Set your own “good enough” numbers:

Don’t get hung up on someone promising “industry standard” engagement rates. Your business isn’t a clickbait website. Instead, use your own data:

  • Track what “normal” looks like over a few months.
  • Notice which clients turned into real deals—what did their engagement look like?
  • Use that as your baseline for future decks.

Things to ignore: - A single client who goes wild and views your deck 10 times. That’s an outlier, not a trend. - Tiny time differences (e.g., “They spent 32 seconds on Slide 2 vs. 35 seconds last time”). It’s noise.

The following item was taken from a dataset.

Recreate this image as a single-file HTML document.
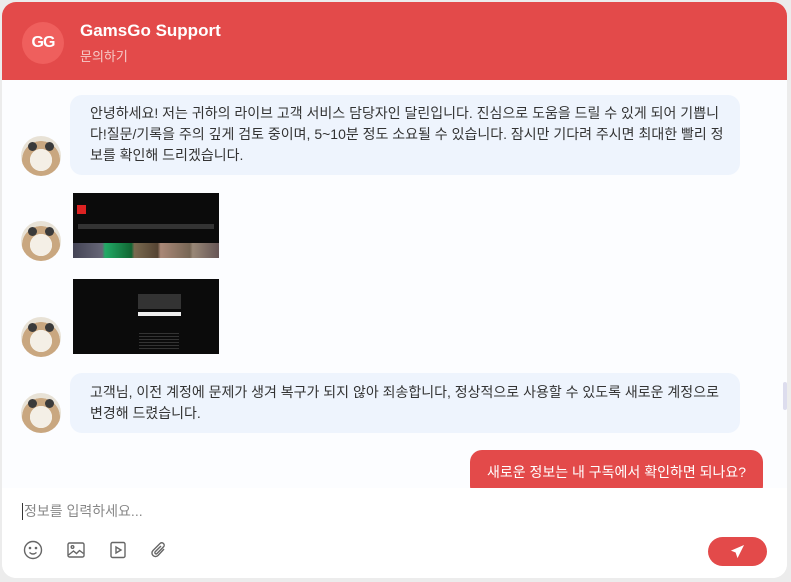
<!DOCTYPE html>
<html><head><meta charset="utf-8"><style>
*{margin:0;padding:0;box-sizing:border-box}
body{width:791px;height:582px;background:#ececec;font-family:"Liberation Sans","Noto Sans CJK KR",sans-serif;position:relative;overflow:hidden}
.card{position:absolute;left:2px;top:2px;width:785px;height:576px;background:#fff;border-radius:14px;overflow:hidden}
.hdr{position:absolute;left:0;top:0;width:785px;height:78px;background:#e34a4a}
.logo{position:absolute;left:20px;top:20px;width:42px;height:42px;border-radius:50%;background:#ef5f5d;color:#fff;font-weight:bold;font-size:16px;line-height:42px;text-align:center;letter-spacing:-1px}
.t1{position:absolute;left:78px;top:19px;color:#fff;font-weight:bold;font-size:17px}
.t2{position:absolute;left:78px;top:44px;color:#f6c9c7;font-size:13px}
.chat{position:absolute;left:0;top:78px;width:785px;height:410px;background:#fcfdff}
.b{position:absolute;background:#eef4fd;border-radius:12px;color:#333;font-size:14px;line-height:21px;padding:0 0 0 20px;white-space:nowrap;overflow:hidden}
.av{position:absolute;left:19px;width:40px;height:40px;border-radius:50%;background:radial-gradient(circle at 50% 60%,#f4efe6 0 35%,#c9a780 36% 60%,#e8e2d6 61%)}
.av:before,.av:after{content:"";position:absolute;top:6px;width:9px;height:9px;border-radius:50%;background:#3a3a3a}
.av:before{left:7px}.av:after{right:7px}
.img{position:absolute;left:71px;width:146px;background:#0b0b0b}
.me{position:absolute;left:468px;top:448px;width:293px;height:48px;background:#e34a4a;border-radius:12px;color:#fff;font-size:14px;padding-top:12px;text-align:center;white-space:nowrap}
.inp{position:absolute;left:0;top:486px;width:785px;height:90px;background:#fff}
.ph{position:absolute;left:20px;top:15px;font-size:14px;color:#888;border-left:1px solid #333;padding-left:1px;line-height:17px}
.ic{position:absolute;top:52px}
.send{position:absolute;left:706px;top:49px;width:59px;height:29px;border-radius:15px;background:#e34a4a}
.sb{position:absolute;left:781px;top:380px;width:4px;height:28px;background:#dde;border-radius:2px}
</style></head><body>
<div class="card">
<div class="chat">
<div class="b" style="left:68px;top:15px;width:670px;height:80px;padding-top:8px">안녕하세요! 저는 귀하의 라이브 고객 서비스 담당자인 달린입니다. 진심으로 도움을 드릴 수 있게 되어 기쁩니<br>다!질문/기록을 주의 깊게 검토 중이며, 5~10분 정도 소요될 수 있습니다. 잠시만 기다려 주시면 최대한 빨리 정<br>보를 확인해 드리겠습니다.</div>
<div class="av" style="top:56px"></div>
<div class="img" style="top:113px;height:65px">
<div style="position:absolute;left:4px;top:12px;width:9px;height:9px;background:#d22"></div>
<div style="position:absolute;left:5px;top:31px;width:136px;height:5px;background:#333"></div>
<div style="position:absolute;left:0;top:50px;width:146px;height:15px;background:linear-gradient(90deg,#445 0,#667 20%,#2a6 22%,#163 40%,#7a6a50 42%,#543 58%,#a87 60%,#765 80%,#987 82%,#655)"></div>
</div>
<div class="av" style="top:141px"></div>
<div class="img" style="top:199px;height:75px">
<div style="position:absolute;left:65px;top:15px;width:43px;height:15px;background:#333"></div>
<div style="position:absolute;left:65px;top:33px;width:43px;height:4px;background:#eee"></div>
<div style="position:absolute;left:66px;top:52px;width:40px;height:20px;background:repeating-linear-gradient(#0b0b0b 0 2px,#333 2px 3px)"></div>
</div>
<div class="av" style="top:237px"></div>
<div class="b" style="left:68px;top:293px;width:670px;height:60px;padding-top:9px">고객님, 이전 계정에 문제가 생겨 복구가 되지 않아 죄송합니다, 정상적으로 사용할 수 있도록 새로운 계정으로<br>변경해 드렸습니다.</div>
<div class="av" style="top:313px"></div>
</div>
<div class="me">새로운 정보는 내 구독에서 확인하면 되나요?</div>
<div class="sb"></div>
<div class="hdr"><div class="logo">GG</div><div class="t1">GamsGo Support</div><div class="t2">문의하기</div></div>
<div class="inp">
<div class="ph">정보를 입력하세요...</div>
<svg class="ic" style="left:21px" width="20" height="20" viewBox="0 0 20 20" fill="none" stroke="#666" stroke-width="1.4"><circle cx="10" cy="10" r="8.5"/><circle cx="7" cy="8" r=".6" fill="#666"/><circle cx="13" cy="8" r=".6" fill="#666"/><path d="M6.5 12.5q3.5 3 7 0"/></svg>
<svg class="ic" style="left:64px" width="20" height="20" viewBox="0 0 20 20" fill="none" stroke="#666" stroke-width="1.4"><rect x="2" y="3" width="16" height="14" rx="1.5"/><circle cx="6.5" cy="7" r="1.3"/><path d="M2.5 15l5-4 3 2.5 3-3 4 3"/></svg>
<svg class="ic" style="left:106px" width="20" height="20" viewBox="0 0 20 20" fill="none" stroke="#666" stroke-width="1.4"><rect x="3" y="2.5" width="14" height="15" rx="1.5"/><path d="M8 7v6l5-3z"/></svg>
<svg class="ic" style="left:147px" width="20" height="20" viewBox="0 0 20 20" fill="none" stroke="#666" stroke-width="1.4"><path d="M15 9l-6 6.5a3.5 3.5 0 01-5-5L11 3.5a2.4 2.4 0 013.5 3.4L8 13.5a1.2 1.2 0 01-1.8-1.7L12 6"/></svg>
<div class="send"><svg style="position:absolute;left:22px;top:7px" width="15" height="15" viewBox="0 0 16 16"><path d="M15 1L1 7l5 2 2 6z" fill="#fff"/></svg></div>
</div>
</div>
</body></html>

4. Review Your Dashboard—But Don’t Live in It

It’s tempting to treat your Decktopus dashboard like a stock ticker, but you don’t need to check it every hour. Here’s a more useful rhythm:

  • After sharing:
    Check within 24–48 hours. Did they open it? If not, nudge them.

  • A few days later:
    Look for signs of real interest (completion, clicks, form submissions). If someone’s gone quiet and their engagement is low, move on.

  • Weekly or monthly:
    Skim broader patterns. Are certain slides always ignored? Do interactive elements get used? Use this to improve future decks.

Warning signs:
- If you’re spending more time analyzing than actually following up with clients, you’re overcomplicating things.


5. Use Engagement Data to Drive Follow-Up (Not Just Reports)

What you do with the data matters more than the numbers themselves. Here’s how to actually use what you learn:

  • Personalize your follow-up:
    “I noticed you spent some time on the pricing slide—let me know if you have any questions.”

  • Segment your leads:
    High engagement? Prioritize them. Low or no engagement? Consider a different approach, or don’t waste more energy.

  • Iterate your deck:
    If everyone drops off at Slide 5, that slide’s a problem. Trim or rewrite it.

  • Test interactive elements:
    Try different polls, forms, or buttons. See what actually gets clicks. Rinse and repeat.

What not to do: - Don’t email people with “I see you haven’t finished the deck!” It’s creepy. Use data to be helpful, not Big Brother.


6. Common Pitfalls (and How to Dodge Them)

Honestly, here’s where most folks go wrong:

  • Overtracking:
    If you try to track everything, you’ll drown in data. Stick to key signals.

  • Chasing vanity metrics:
    High view counts look nice but don’t always mean interest. Focus on actions, not just eyeballs.

  • Ignoring context:
    Sometimes a client’s busy or forwards the link to a colleague. This can skew the numbers. Don’t read too much into one data point.

  • Failing to act:
    Tracking is worthless unless it changes what you do next. Always ask, “So what?”


7. Tools and Shortcuts to Make Life Easier

Decktopus’s built-in analytics are plenty for most folks. But if you want to go further:

  • Export your data:
    Most dashboards let you download a CSV. Drop it into a spreadsheet if you want to track trends over time.

  • Integrate with your CRM:
    If you’re using a CRM, see if you can pipe in Decktopus engagement data. That way, you don’t have to check multiple places.

  • Automate reminders:
    Use simple tools (like calendar reminders) to check your dashboards at regular intervals, so you’re not forgetting—or obsessing.

Skip:
- Overcomplicated tracking stacks. You don’t need five tools talking to each other unless you’re running a massive operation.


Keep It Simple—Iterate as You Go

Tracking client engagement in Decktopus dashboards doesn’t have to be complicated. Start with the basics: know what you care about, set things up clearly, and actually use the numbers to guide your follow-up. Ignore the fluff. If something’s not working, tweak it. If it is, do more of it.

You’ll save time, close more deals, and—best of all—spend less energy staring at dashboards that don’t matter.